Prof. Rolf-Rüdiger Radeisen
Leitsatz
Gibt ein Beschenkter das erworbene Vermögen ohne eigene Entscheidungsfreiheit an einen Dritten heraus, so liegt eine direkte Zuwendung des Zuwendenden an den Dritten vor.
Sachverhalt
Bei einer Schenkung (oder einem Erwerb von Todes wegen) werden persönliche Freibeträge nach § 16 ErbStG gewährt. Allerdings kann dieser Freibetrag innerhalb von zehn Jahren nur einmalig angewendet werden, da mehrere Erwerbe innerhalb von zehn Jahren zusammen zu rechnen sind, § 14 ErbStG. Da die Höhe der Freibeträge von der verwandtschaftlichen Stellung abhängt, kann sich die Einschaltung von nahe verwandten Personen in eine Schenkungskette steuermindernd auswirken.

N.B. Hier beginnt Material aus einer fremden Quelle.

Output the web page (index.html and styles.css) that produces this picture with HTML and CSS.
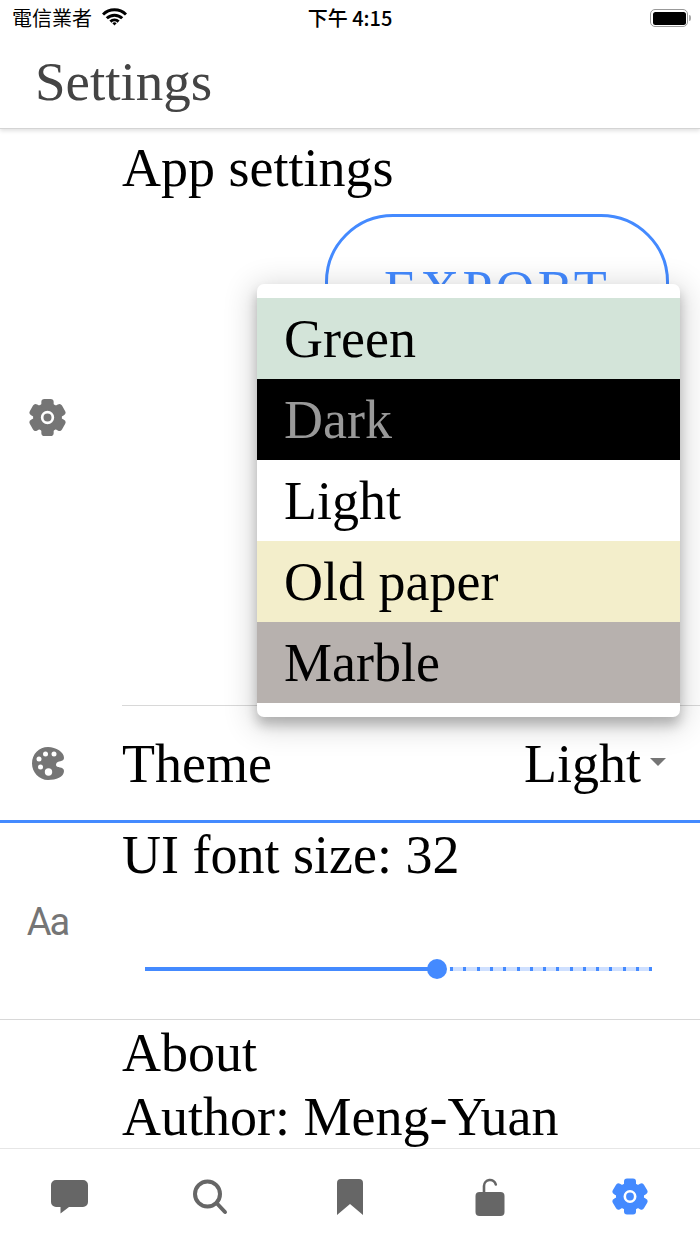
FILE: index.html
```html
<!DOCTYPE html>
<html lang="zh-Hant">
<head>
  <meta charset="UTF-8">
  <meta name="viewport" content="width=device-width, initial-scale=1.0">
  <title>Settings</title>
  <link rel="stylesheet" href="styles.css">
</head>
<body>
  <svg class="sprite" width="0" height="0">
    <symbol id="gear" viewBox="0 0 36 36">
      <g fill="currentColor">
        <circle cx="18" cy="18" r="14"/>
        <rect x="12" y="0" width="12" height="36" rx="3"/>
        <rect x="12" y="0" width="12" height="36" rx="3" transform="rotate(60 18 18)"/>
        <rect x="12" y="0" width="12" height="36" rx="3" transform="rotate(120 18 18)"/>
      </g>
      <circle cx="18" cy="18" r="5.2" fill="none" stroke="#fff" stroke-width="2.6"/>
    </symbol>
  </svg>

  <header class="top">
    <div class="status-bar">
      <div class="status-left">
        <span>電信業者</span>
        <svg class="wifi" width="25" height="18" viewBox="0 0 25 18">
          <path d="M1 6.5a16.5 16.5 0 0 1 23 0M4.8 10.3a11 11 0 0 1 15.4 0M8.4 13.7a6 6 0 0 1 8.2 0" fill="none" stroke="#000" stroke-width="3"/>
          <path d="M10.4 15.2a3.2 3.2 0 0 1 4.2 0l-2.1 2.4z" fill="#000"/>
        </svg>
      </div>
      <div class="status-time">下午 4:15</div>
      <div class="status-right">
        <div class="battery"><div class="battery-fill"></div></div>
        <div class="battery-nub"></div>
      </div>
    </div>
    <div class="toolbar">Settings</div>
  </header>

  <main class="content">
    <section class="row row-app">
      <div class="row-icon"><svg class="gear-icon" width="37" height="37"><use href="#gear"/></svg></div>
      <div class="row-body row-body-line">
        <div class="row-title">App settings</div>
        <div class="button-wrap"><button class="outline-btn">EXPORT</button></div>
      </div>
    </section>

    <section class="row row-theme">
      <div class="row-icon">
        <svg width="32" height="33" viewBox="0 0 32 33">
          <path d="M16 0C24 0 32 5 32 11C32 15.500 24 13 24 18C24 21.500 32 19 32 24C32 30 24 33 16 33C7 33 0 25 0 16.500C0 7 7 0 16 0Z" fill="#757575"/>
          <g fill="#fff">
            <circle cx="7" cy="12" r="2.500"/>
            <circle cx="13.500" cy="7" r="2.500"/>
            <circle cx="22" cy="7" r="2.500"/>
            <circle cx="8.500" cy="20" r="2.500"/>
            <circle cx="16.500" cy="25" r="3.700"/>
          </g>
        </svg>
      </div>
      <div class="row-body theme-body">
        <div class="row-title">Theme</div>
        <div class="select">
          <span>Light</span>
          <span class="select-arrow"></span>
        </div>
      </div>
    </section>

    <section class="row row-font">
      <div class="row-icon"><span class="aa-icon">Aa</span></div>
      <div class="row-body">
        <div class="row-title">UI font size: 32</div>
        <div class="slider">
          <div class="slider-done" style="width: 57.6%"><span class="slider-knob"></span></div>
        </div>
      </div>
    </section>

    <section class="row row-about">
      <div class="row-icon"></div>
      <div class="row-body">
        <div class="row-title">About</div>
        <div class="row-title">Author: Meng-Yuan</div>
      </div>
    </section>
  </main>

  <nav class="tabs">
    <div class="tab">
      <svg class="chat-icon" width="37" height="34" viewBox="0 0 37 34"><path d="M5 0H32A5 5 0 0 1 37 5V22A5 5 0 0 1 32 27H18L9.500 33.500V27H5A5 5 0 0 1 0 22V5A5 5 0 0 1 5 0Z" fill="#666"/></svg>
    </div>
    <div class="tab">
      <svg width="36" height="36" viewBox="0 0 36 36"><circle cx="15.500" cy="15" r="12.500" fill="none" stroke="#666" stroke-width="4"/><path d="M24.500 24L33 33" stroke="#666" stroke-width="4" stroke-linecap="round"/></svg>
    </div>
    <div class="tab">
      <svg width="26" height="36" viewBox="0 0 26 36"><path d="M4 0H22A4 4 0 0 1 26 4V36L13 25L0 36V4A4 4 0 0 1 4 0Z" fill="#666"/></svg>
    </div>
    <div class="tab">
      <svg width="30" height="38" viewBox="0 0 30 38"><rect x="0.500" y="14" width="29" height="24" rx="4" fill="#666"/><path d="M9 15V8A6 6 0 0 1 20.800 6.500" fill="none" stroke="#666" stroke-width="2.600" stroke-linecap="round"/></svg>
    </div>
    <div class="tab tab-active">
      <svg class="gear-icon" width="36" height="37"><use href="#gear"/></svg>
    </div>
  </nav>

  <div class="popover">
    <div class="option option-green">Green</div>
    <div class="option option-dark">Dark</div>
    <div class="option">Light</div>
    <div class="option option-paper">Old paper</div>
    <div class="option option-marble">Marble</div>
  </div>
</body>
</html>
```

FILE: styles.css
```css
html, body {
  margin: 0;
  padding: 0;
}
body {
  position: relative;
  width: 700px;
  height: 1244px;
  display: flex;
  flex-direction: column;
  overflow: hidden;
  background: #fff;
  color: #000;
  font-family: "Liberation Serif", serif;
  font-size: 54px;
}
.sprite {
  position: absolute;
}

/* top */
.top {
  position: relative;
  z-index: 1;
  height: 128px;
  border-bottom: 1px solid #d4d4d4;
  box-shadow: 0 2px 4px rgba(0, 0, 0, 0.12);
  background: #fff;
}
.status-bar {
  height: 36px;
  display: grid;
  grid-template-columns: 1fr auto 1fr;
  align-items: center;
  padding: 0 12px;
  font-family: "Noto Sans CJK TC", sans-serif;
  font-size: 20px;
  line-height: 36px;
}
.status-left {
  display: flex;
  align-items: center;
  gap: 10px;
}
.status-time {
  font-weight: 500;
}
.wifi {
  margin-top: -2px;
}
.status-right {
  display: flex;
  justify-content: flex-end;
  align-items: center;
  gap: 1px;
  margin-right: -3px;
}
.battery {
  width: 38px;
  height: 18px;
  box-sizing: border-box;
  border: 1.500px solid #999;
  border-radius: 5px;
  padding: 1.500px;
}
.battery-fill {
  height: 100%;
  background: #000;
  border-radius: 2.500px;
}
.battery-nub {
  width: 2px;
  height: 6px;
  background: #aaa;
  border-radius: 0 2px 2px 0;
}
.toolbar {
  height: 92px;
  line-height: 92px;
  padding-left: 35px;
  font-size: 55px;
  color: #444;
}

/* rows */
.content {
  flex: 1;
  overflow: hidden;
}
.row {
  display: flex;
}
.row-icon {
  width: 95px;
  flex: none;
  display: flex;
  justify-content: center;
  align-items: center;
  color: #757575;
}
.row-body {
  flex: 1;
  min-width: 0;
  margin-left: 27px;
}
.row-title {
  line-height: 64px;
}
.row-app {
  height: 577px;
}
.row-body-line {
  padding-top: 7px;
  border-bottom: 1px solid #d8d8d8;
}
.button-wrap {
  display: flex;
  justify-content: flex-end;
  padding: 14px 31px 0 0;
}
.outline-btn {
  width: 344px;
  height: 152px;
  box-sizing: border-box;
  border: 3px solid #448aff;
  border-radius: 68px;
  background: #fff;
  color: #448aff;
  font-family: inherit;
  font-size: 54px;
  letter-spacing: 3.200px;
}
.row-theme {
  height: 114px;
  border-bottom: 3px solid #448aff;
}
.theme-body {
  display: flex;
  justify-content: space-between;
  align-items: center;
  padding-top: 1px;
  padding-right: 34px;
}
.select {
  display: flex;
  align-items: center;
  gap: 9px;
}
.select-arrow {
  border-left: 8.500px solid transparent;
  border-right: 8.500px solid transparent;
  border-top: 8px solid #757575;
  margin-top: -4px;
}
.row-font {
  height: 196px;
  border-bottom: 1px solid #d8d8d8;
}
.slider {
  height: 4px;
  margin: 80px 48px 0 23px;
  background-color: #cfe0ff;
  background-image: repeating-linear-gradient(90deg, #448aff 0, #448aff 3px, transparent 3px, transparent 13.270px);
}
.slider-done {
  position: relative;
  height: 100%;
  background: #448aff;
}
.slider-knob {
  position: absolute;
  right: -10px;
  top: -8px;
  width: 20px;
  height: 20px;
  border-radius: 50%;
  background: #448aff;
  box-shadow: 3px 0 0 0 #fff;
}
.aa-icon {
  font-family: Roboto, sans-serif;
  font-size: 38px;
  letter-spacing: -2px;
  padding-top: 2px;
}
.row-about .row-body {
  padding-top: 1px;
}

/* tabs */
.tabs {
  height: 95px;
  flex: none;
  display: grid;
  grid-template-columns: repeat(5, 1fr);
  border-top: 1px solid #e6e6e6;
  background: #fff;
}
.tab {
  display: flex;
  justify-content: center;
  align-items: center;
  height: 94px;
  box-sizing: border-box;
  padding-top: 1px;
}
.chat-icon {
  margin-left: -1px;
}
.tab-active {
  color: #448aff;
}

/* theme dropdown */
.popover {
  position: absolute;
  z-index: 2;
  left: 257px;
  top: 284px;
  width: 423px;
  padding: 14px 0;
  background: #fff;
  border-radius: 7px;
  box-shadow: 0 8px 12px rgba(0, 0, 0, 0.22), 0 6px 30px 5px rgba(0, 0, 0, 0.16);
}
.option {
  height: 81px;
  line-height: 82px;
  padding-left: 27px;
}
.option-green {
  background: #d3e4d9;
}
.option-dark {
  background: #000;
  color: #999;
}
.option-paper {
  background: #f3eecb;
}
.option-marble {
  background: #b7b1ae;
}
```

Im Streitfall übertrug die Großmutter (G) ihrer Tochter (T) Grundvermögen. Mit notariellem Vertrag vom gleichen Tage übertrug die T ihrer Tochter, der Enkelin (E) der G, das Grundstück, Im Gegenzug zahlte die E an die T - und einen weiteren Verwandten - zur Abgeltung aller erbrechtlicher Ansprüche einen Ausgleich und übernahm sämtliche Unterhaltsverpflichtungen gegenüber der G. Die G stimmte diesen Regelungen ausdrücklich zu. Die Klägerin nahm einerseits eine Schenkung der G an die T (unter Gewährung des Freibetrags von Eltern zu Kind) und eine davon unabhängige Schenkung von T an die E (ebenfalls unter Gewährung des Freibetrags von Eltern zu Kind) an. Das Finanzamt sah hingegen eine direkte Schenkung der G an ihre Enkelin - der E - und besteuerte einen einheitlichen Vorgang unter Berücksichtigung des persönlichen Freibetrags von Großmutter zu Enkelin.
Entscheidung
Das Hessische Finanzgericht wies die Klage als unbegründet ab. Im Streitfall ist davon auszugehen, dass die in den Verträgen insgesamt getroffenen Regelungen von dem übereinstimmenden Willen aller Beteiligten getragen waren und zwischen beiden Verträgen eine auf einem Gesamtplan beruhende sachliche Verknüpfung bestand. Hierfür sprechen sämtliche erkennbaren Umstände. So stellt bereits der zeitgleiche Abschluss der Verträge in einem Notartermin ein Indiz für die Abhängigkeit zwischen beiden Verträgen dar. Hinzu kam, dass die Großmutter auch an dem Übertragungsvertrag zwischen ihrer Tochter und der Enkelin beteiligt war. Damit stellt sich der gesamte Vorgang als einheitliche Regelung der vorweggenommenen Erbfolge dar, so dass die Zuwendung direkt von der Großmutter an ihre Enkelin erfolgte.
Hinweis
Die Entscheidung des Hessischen Finanzgerichts entspricht im Wesentlichen den vom BFH vorgegebenen Abgrenzungskriterien (zuletzt BFH, Urteil v. 10.3.2005, II R 54/03, HI1343317). Eine zeitgleich ausgeführte Schenkung in einer Reihe wird in der Praxis immer auf Probleme stoßen, da nach der allgemeinen Lebenserfahrung davon ausgegangen werden muss, dass hier ein einheitlicher Wille vorhanden war und damit das Ganze nach einem Gesamtplan abgewickelt wurde.
Das Gericht weist noch ausdrücklich darauf hin, dass in dem Fall, in dem eine Schenkung von der Großmutter an die Tochter anzunehmen gewesen wäre, über einen Gestaltungsmissbrauch nach § 42 AO nachgedacht werden müsste.